What map_data essentially does is that it returns a dataframe consisting of a series of points (longitudes and latitudes) which are grouped together. The grouping tells the geom_polygon layer which dots to connect in order to get an outline of the US. To include the states, we simply pass "state" as an argument…

map_data("state") %>% 
  tbl_df() %>% 
  ggplot(aes(x = long, y = lat, group = group)) + 
  geom_polygon() +
  coord_map()

… and likewise with counties:

map_data("county") %>% 
  tbl_df() %>% 
  ggplot(aes(x = long, y = lat, group = group)) + 
  geom_polygon() +
  coord_map()

There are of course other maps available (see the documentation for more info). Also, if you’re interested in some more details about how map_data works, please check out this excellent guide.

Visualising missing data

While I was (unsuccessfully) experimenting with tmap, it became clear that plotting maps wasn’t my only challenge this week. The data has a lot of missing values:

# Checking which columns have missing values
raw_data %>% 
  summarise_all(funs(sum(is.na(.)))) %>% 
  select_if(function(x) x > 0) %>% 
  kable() %>% 
  kable_styling(bootstrap_options = c("striped", "condensed"))
population prison_population
273093 751787

In fact, over half the rows have missing values for prison populations. This is clearly a problem, and may require a significant amount of time to deal with (David briefly describes techniques for dealing with missing data that I found quite useful).

Instead of dealing with the intricacies associated with addressing the missing values problem, I decided to turn the problem on its head and visualise them as a function of time. First I calculated the percentage of missing values for each state in every year:

state_missing_data <- raw_data %>% 
  filter(pop_category == "Total") %>% 
  group_by(year, state) %>%
  summarise(missing_data = round(100*mean(is.na(prison_population)), 2)) %>% 
  ungroup()

We can take a closer look at e.g. Texas to get an idea of what the results of the previous chunk are:

state_missing_data %>% 
  filter(state == "TX") %>% 
  kable() %>% 
  kable_styling(bootstrap_options = c("striped", "condensed"))
year state missing_data
1970 TX 100.00
1971 TX 100.00
1972 TX 100.00
1973 TX 100.00
1974 TX 100.00
1975 TX 100.00
1976 TX 100.00
1977 TX 100.00
1978 TX 100.00
1979 TX 100.00
1980 TX 100.00
1981 TX 100.00
1982 TX 100.00
1983 TX 8.27
1984 TX 6.69
1985 TX 5.51
1986 TX 4.33
1987 TX 3.54
1988 TX 5.91
1989 TX 4.72
1990 TX 5.91
1991 TX 5.91
1992 TX 5.12
1993 TX 4.72
1994 TX 4.72
1995 TX 3.15
1996 TX 85.04
1997 TX 85.04
1998 TX 64.57
1999 TX 85.04
2000 TX 85.04
2001 TX 64.57
2002 TX 85.04
2003 TX 85.04
2004 TX 2.36
2005 TX 2.36
2006 TX 2.76
2007 TX 2.36
2008 TX 1.57
2009 TX 2.76
2010 TX 2.36
2011 TX 1.57
2012 TX 1.57
2013 TX 1.18
2014 TX 0.79
2015 TX 1.18
2016 TX 100.00

There are no values for the prison population in Texas until 1983. Following this there is a relatively stable period with much more data, until 1996. From then on there is a dramatic increase in the amount of missing data, which lasts until 2003. Then things look quite good for a while, until we reach the last year of the data set for which there are no recorded values for the prison population.

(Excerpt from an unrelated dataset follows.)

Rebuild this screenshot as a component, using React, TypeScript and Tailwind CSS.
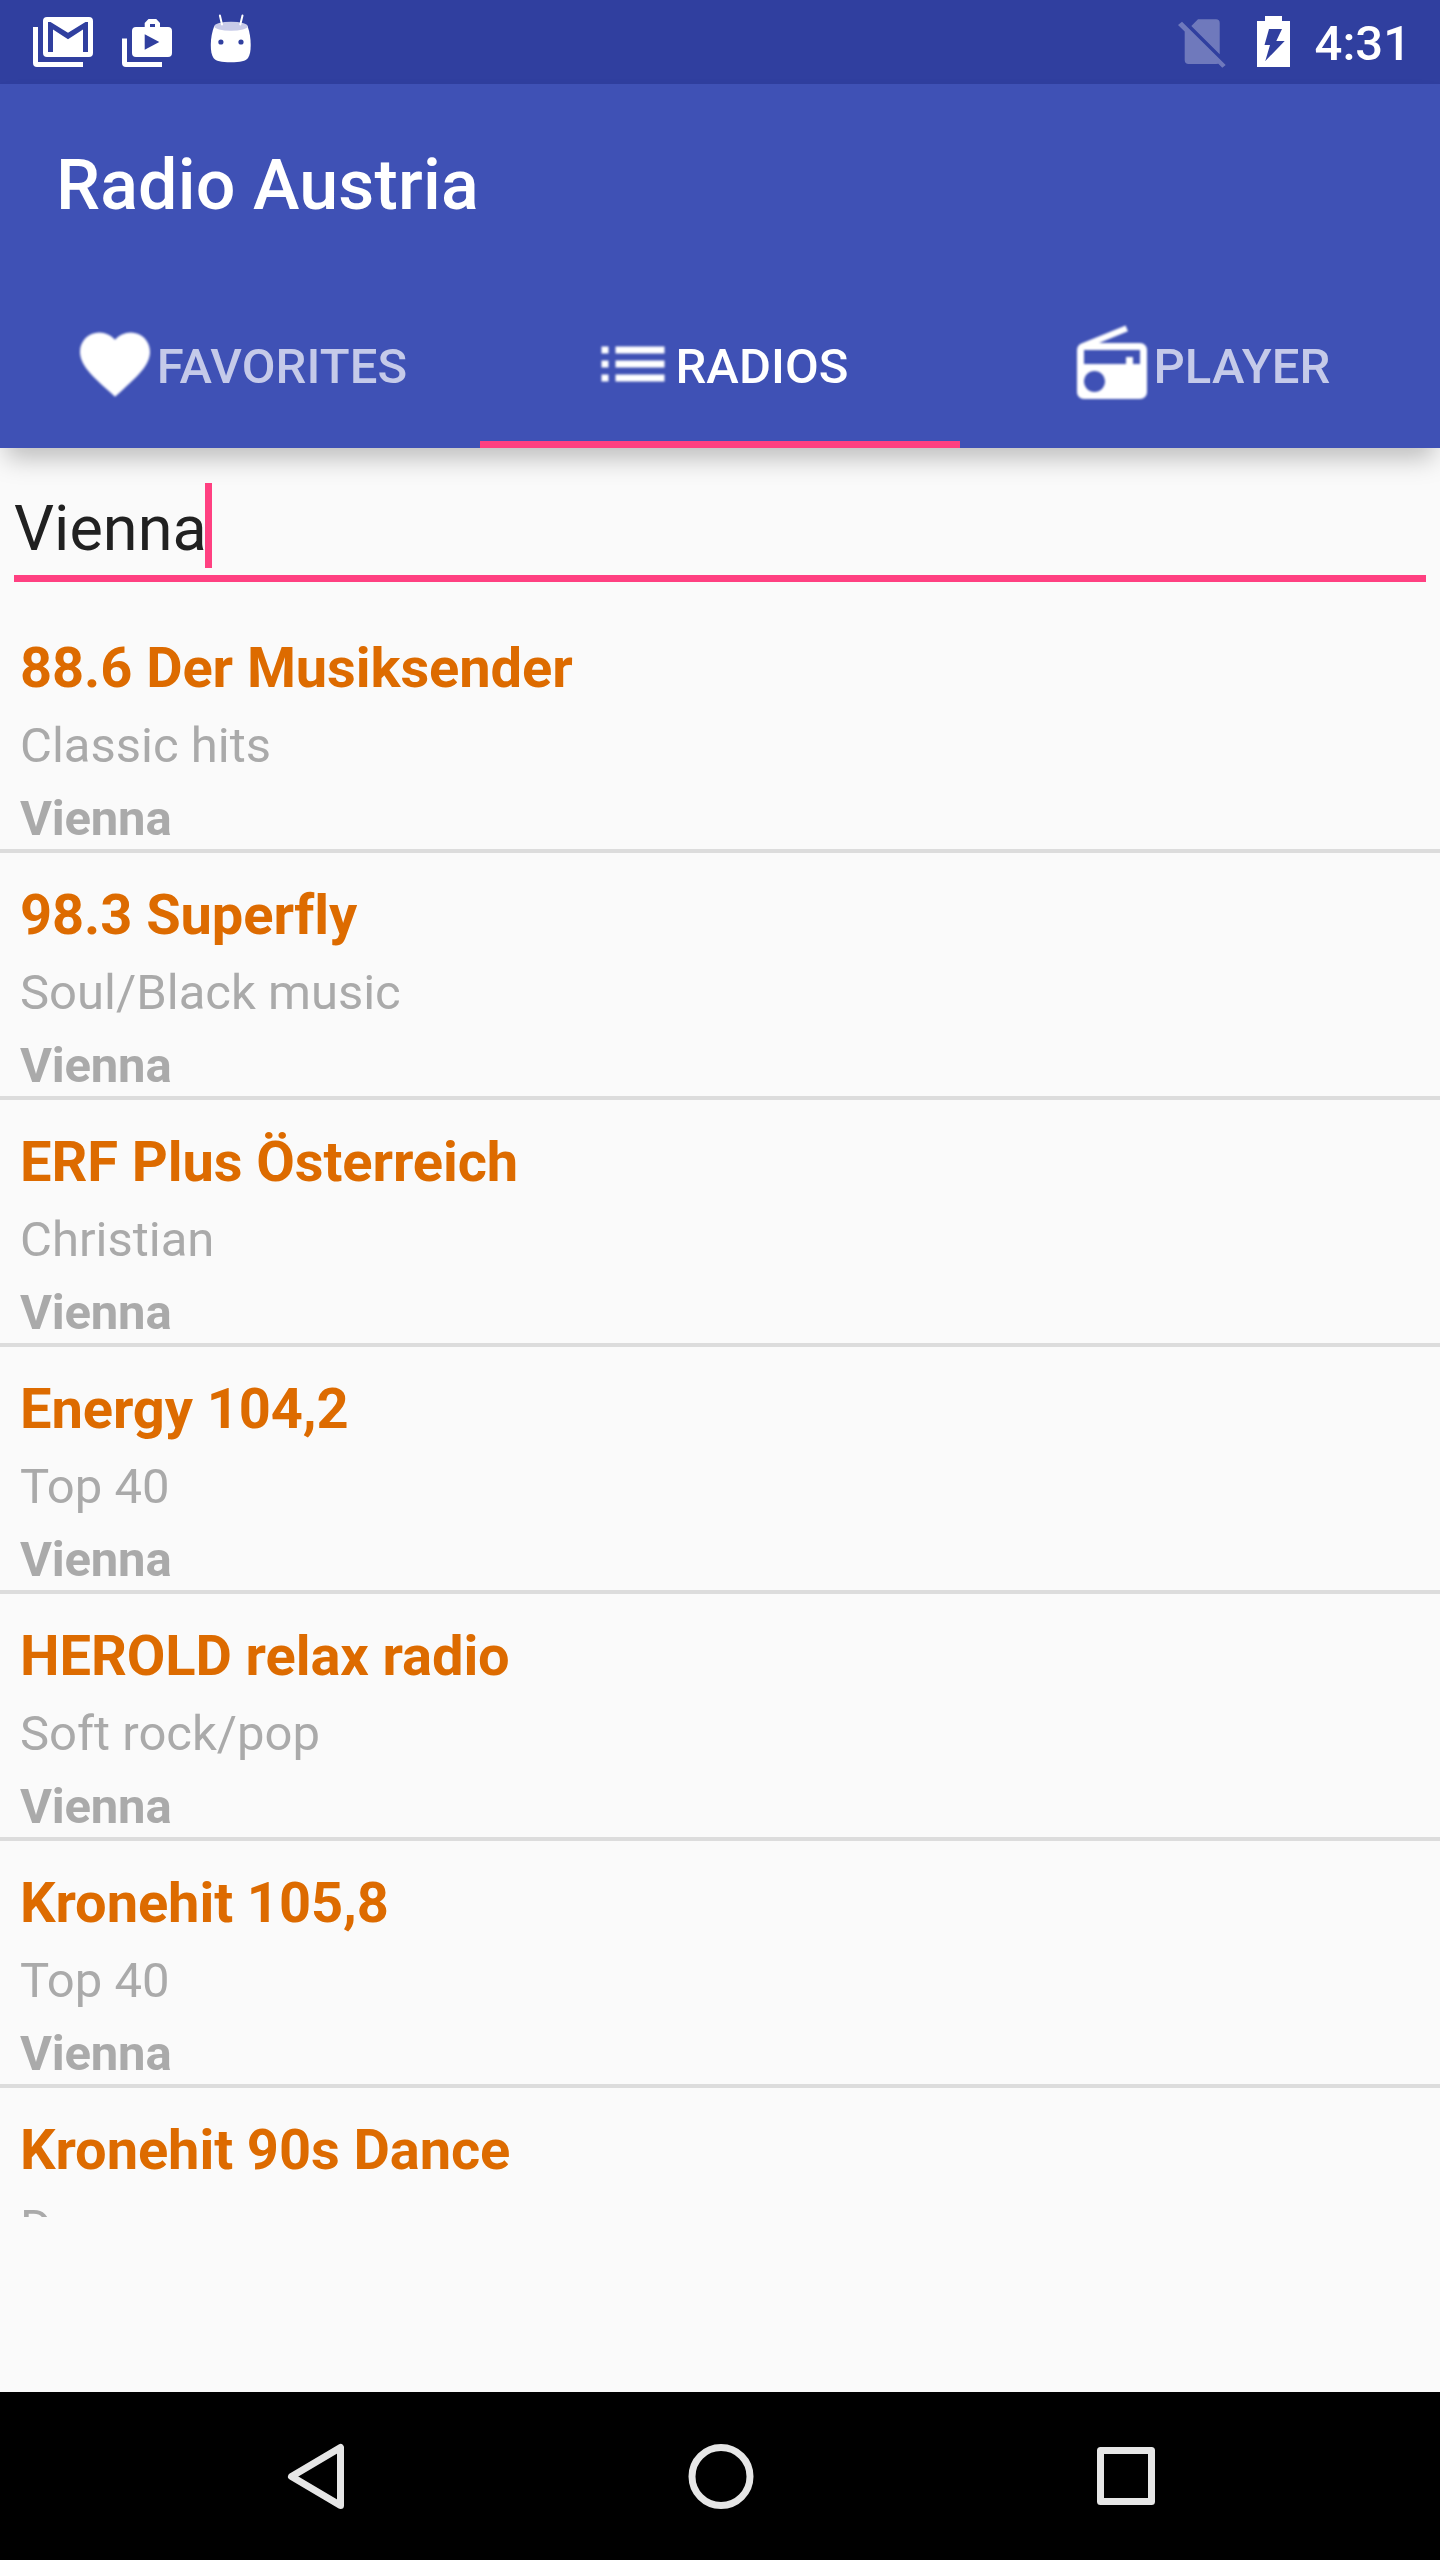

Next, I used gganimate to visualise the percentage of missing values for each state by year:

state_missing_data %>% 
  mutate(region = str_to_lower(state.name[match(state, state.abb)])) %>% # Cool trick!
  right_join(map_data("state"), by = "region") %>% 
  ggplot(aes(x = long, y = lat, group = group, fill = missing_data)) +
  geom_polygon() +
  ggthemes::theme_map() +
  coord_map() +
  scale_fill_viridis_c(guide = guide_legend(title = "Percent")) + 
  transition_manual(year) +
  labs(title = "Percentage of counties with missing data (per state)", 
       subtitle = "Year: {current_frame}") +
  theme(legend.position = "right",
        plot.title = element_text(hjust = 0.5, face = "bold"),
        plot.subtitle = element_text(hjust = 0.5))

Note the cool little trick I picked up (once again) from David’s screencast: In order to join our prison data with the map data, David makes clever use of the function match and the base R dataset state. Try it out for yourself to see how it works!

That’s it for this week’s’ #tidytuesday. Thanks for reading!